Each line of the listing must be transcribed exactly, except for the images, which should be excluded.
──────
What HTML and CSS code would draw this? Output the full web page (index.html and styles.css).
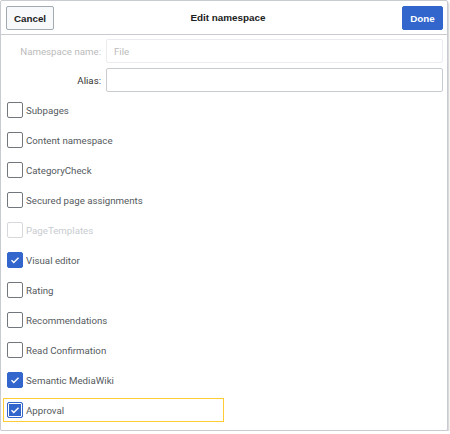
FILE: index.html
```html
<!DOCTYPE html>
<html>
<head>
<meta charset="utf-8">
<link rel="stylesheet" href="styles.css">
</head>
<body>
<div class="dialog">
  <div class="head">
    <button class="btn cancel">Cancel</button>
    <div class="title">Edit namespace</div>
    <button class="btn done">Done</button>
  </div>
  <div class="form">
    <div class="field">
      <label class="lbl disabled">Namespace name:</label>
      <div class="input disabled-input"><span>File</span></div>
    </div>
    <div class="field">
      <label class="lbl">Alias:</label>
      <div class="input"></div>
    </div>
    <div class="checks">
      <div class="row"><span class="cb"></span><span class="txt">Subpages</span></div>
      <div class="row"><span class="cb"></span><span class="txt">Content namespace</span></div>
      <div class="row"><span class="cb"></span><span class="txt">CategoryCheck</span></div>
      <div class="row"><span class="cb"></span><span class="txt">Secured page assignments</span></div>
      <div class="row off"><span class="cb"></span><span class="txt">PageTemplates</span></div>
      <div class="row"><span class="cb on"><svg viewBox="0 0 16 16"><path d="M4 8.3l2.6 2.6L12 5.5" fill="none" stroke="#fff" stroke-width="1.6"/></svg></span><span class="txt">Visual editor</span></div>
      <div class="row"><span class="cb"></span><span class="txt">Rating</span></div>
      <div class="row"><span class="cb"></span><span class="txt">Recommendations</span></div>
      <div class="row"><span class="cb"></span><span class="txt">Read Confirmation</span></div>
      <div class="row"><span class="cb on"><svg viewBox="0 0 16 16"><path d="M4 8.3l2.6 2.6L12 5.5" fill="none" stroke="#fff" stroke-width="1.6"/></svg></span><span class="txt">Semantic MediaWiki</span></div>
      <div class="row focus"><span class="cb on focus-cb"><svg viewBox="0 0 16 16"><path d="M4 8.3l2.6 2.6L12 5.5" fill="none" stroke="#fff" stroke-width="1.6"/></svg></span><span class="txt">Approval</span></div>
    </div>
  </div>
</div>
</body>
</html>
```
FILE: styles.css
```css
html, body {
  margin: 0;
  padding: 0;
  background: #fff;
}
body {
  font-family: Roboto, "Liberation Sans", Arial, sans-serif;
  font-size: 9.7px;
  color: #222;
}
.dialog {
  width: 446px;
  height: 429px;
  border: 1px solid #c8ccd1;
  border-radius: 2px;
  box-shadow: 1px 2px 2px rgba(0,0,0,0.2);
  background: #fff;
  box-sizing: content-box;
}
.head {
  border-bottom: 1px solid #c8ccd1;
  display: flex;
  align-items: flex-start;
  padding: 5px 4px 0 5px;
  box-sizing: border-box;
  height: 34px;
}
.btn {
  font-family: "Liberation Sans", Arial, sans-serif;
  font-size: 9.8px;
  font-weight: bold;
  height: 24px;
  border-radius: 2px;
  padding: 0;
  box-sizing: border-box;
}
.cancel {
  width: 48px;
  background: #f8f9fa;
  border: 1px solid #a2a9b1;
  color: #202122;
}
.done {
  width: 41px;
  background: #3366cc;
  border: 1px solid #3366cc;
  color: #fff;
}
.title {
  flex: 1;
  text-align: center;
  font-family: "Liberation Sans", Arial, sans-serif;
  font-weight: bold;
  font-size: 9.9px;
  color: #202122;
  line-height: 24px;
}
.form {
  padding-top: 4px;
}
.field {
  display: flex;
  align-items: center;
  gap: 5px;
  margin-bottom: 5px;
}
.lbl {
  width: 100px;
  text-align: right;
  white-space: nowrap;
  color: #333;
}
.lbl.disabled {
  color: #bbb;
}
.input {
  width: 337px;
  height: 24px;
  border: 1px solid #c8ccd1;
  border-radius: 2px;
  box-sizing: border-box;
  display: flex;
  align-items: center;
  padding-left: 7px;
}
.disabled-input {
  border-color: #eaecf0;
  color: #bbb;
}
.checks {
  padding-top: 1px;
}
.row {
  width: 221px;
  height: 24px;
  box-sizing: border-box;
  margin-left: 2px;
  margin-bottom: 6px;
  padding-left: 3px;
  border: 1px solid transparent;
  display: flex;
  align-items: center;
  gap: 3px;
  color: #54595d;
}
.row.focus {
  border-color: #fc3;
}
.row.off {
  color: #c8ccd1;
}
.cb {
  width: 16px;
  height: 16px;
  box-sizing: border-box;
  border: 1px solid #72777d;
  border-radius: 2px;
  background: #fff;
  display: inline-flex;
  flex: none;
}
.row.off .cb {
  border-color: #d6d8dc;
}
.cb.on {
  background: #3366cc;
  border-color: #3366cc;
}
.cb svg {
  width: 14px;
  height: 14px;
}
.focus-cb {
  box-shadow: inset 0 0 0 1px #fff;
}
```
──────
_FINISHED EXERCISE_.
What HTML and CSS code would draw this? Output the full web page (index.html and styles.css).
FILE: index.html
```html
<!DOCTYPE html>
<html>
<head>
<meta charset="utf-8">
<link rel="stylesheet" href="styles.css">
</head>
<body>
<div class="dialog">
  <div class="head">
    <button class="btn cancel">Cancel</button>
    <div class="title">Edit namespace</div>
    <button class="btn done">Done</button>
  </div>
  <div class="form">
    <div class="field">
      <label class="lbl disabled">Namespace name:</label>
      <div class="input disabled-input"><span>File</span></div>
    </div>
    <div class="field">
      <label class="lbl">Alias:</label>
      <div class="input"></div>
    </div>
    <div class="checks">
      <div class="row"><span class="cb"></span><span class="txt">Subpages</span></div>
      <div class="row"><span class="cb"></span><span class="txt">Content namespace</span></div>
      <div class="row"><span class="cb"></span><span class="txt">CategoryCheck</span></div>
      <div class="row"><span class="cb"></span><span class="txt">Secured page assignments</span></div>
      <div class="row off"><span class="cb"></span><span class="txt">PageTemplates</span></div>
      <div class="row"><span class="cb on"><svg viewBox="0 0 16 16"><path d="M4 8.3l2.6 2.6L12 5.5" fill="none" stroke="#fff" stroke-width="1.6"/></svg></span><span class="txt">Visual editor</span></div>
      <div class="row"><span class="cb"></span><span class="txt">Rating</span></div>
      <div class="row"><span class="cb"></span><span class="txt">Recommendations</span></div>
      <div class="row"><span class="cb"></span><span class="txt">Read Confirmation</span></div>
      <div class="row"><span class="cb on"><svg viewBox="0 0 16 16"><path d="M4 8.3l2.6 2.6L12 5.5" fill="none" stroke="#fff" stroke-width="1.6"/></svg></span><span class="txt">Semantic MediaWiki</span></div>
      <div class="row focus"><span class="cb on focus-cb"><svg viewBox="0 0 16 16"><path d="M4 8.3l2.6 2.6L12 5.5" fill="none" stroke="#fff" stroke-width="1.6"/></svg></span><span class="txt">Approval</span></div>
    </div>
  </div>
</div>
</body>
</html>
```
FILE: styles.css
```css
html, body {
  margin: 0;
  padding: 0;
  background: #fff;
}
body {
  font-family: Roboto, "Liberation Sans", Arial, sans-serif;
  font-size: 9.7px;
  color: #222;
}
.dialog {
  width: 446px;
  height: 429px;
  border: 1px solid #c8ccd1;
  border-radius: 2px;
  box-shadow: 1px 2px 2px rgba(0,0,0,0.2);
  background: #fff;
  box-sizing: content-box;
}
.head {
  border-bottom: 1px solid #c8ccd1;
  display: flex;
  align-items: flex-start;
  padding: 5px 4px 0 5px;
  box-sizing: border-box;
  height: 34px;
}
.btn {
  font-family: "Liberation Sans", Arial, sans-serif;
  font-size: 9.8px;
  font-weight: bold;
  height: 24px;
  border-radius: 2px;
  padding: 0;
  box-sizing: border-box;
}
.cancel {
  width: 48px;
  background: #f8f9fa;
  border: 1px solid #a2a9b1;
  color: #202122;
}
.done {
  width: 41px;
  background: #3366cc;
  border: 1px solid #3366cc;
  color: #fff;
}
.title {
  flex: 1;
  text-align: center;
  font-family: "Liberation Sans", Arial, sans-serif;
  font-weight: bold;
  font-size: 9.9px;
  color: #202122;
  line-height: 24px;
}
.form {
  padding-top: 4px;
}
.field {
  display: flex;
  align-items: center;
  gap: 5px;
  margin-bottom: 5px;
}
.lbl {
  width: 100px;
  text-align: right;
  white-space: nowrap;
  color: #333;
}
.lbl.disabled {
  color: #bbb;
}
.input {
  width: 337px;
  height: 24px;
  border: 1px solid #c8ccd1;
  border-radius: 2px;
  box-sizing: border-box;
  display: flex;
  align-items: center;
  padding-left: 7px;
}
.disabled-input {
  border-color: #eaecf0;
  color: #bbb;
}
.checks {
  padding-top: 1px;
}
.row {
  width: 221px;
  height: 24px;
  box-sizing: border-box;
  margin-left: 2px;
  margin-bottom: 6px;
  padding-left: 3px;
  border: 1px solid transparent;
  display: flex;
  align-items: center;
  gap: 3px;
  color: #54595d;
}
.row.focus {
  border-color: #fc3;
}
.row.off {
  color: #c8ccd1;
}
.cb {
  width: 16px;
  height: 16px;
  box-sizing: border-box;
  border: 1px solid #72777d;
  border-radius: 2px;
  background: #fff;
  display: inline-flex;
  flex: none;
}
.row.off .cb {
  border-color: #d6d8dc;
}
.cb.on {
  background: #3366cc;
  border-color: #3366cc;
}
.cb svg {
  width: 14px;
  height: 14px;
}
.focus-cb {
  box-shadow: inset 0 0 0 1px #fff;
}
```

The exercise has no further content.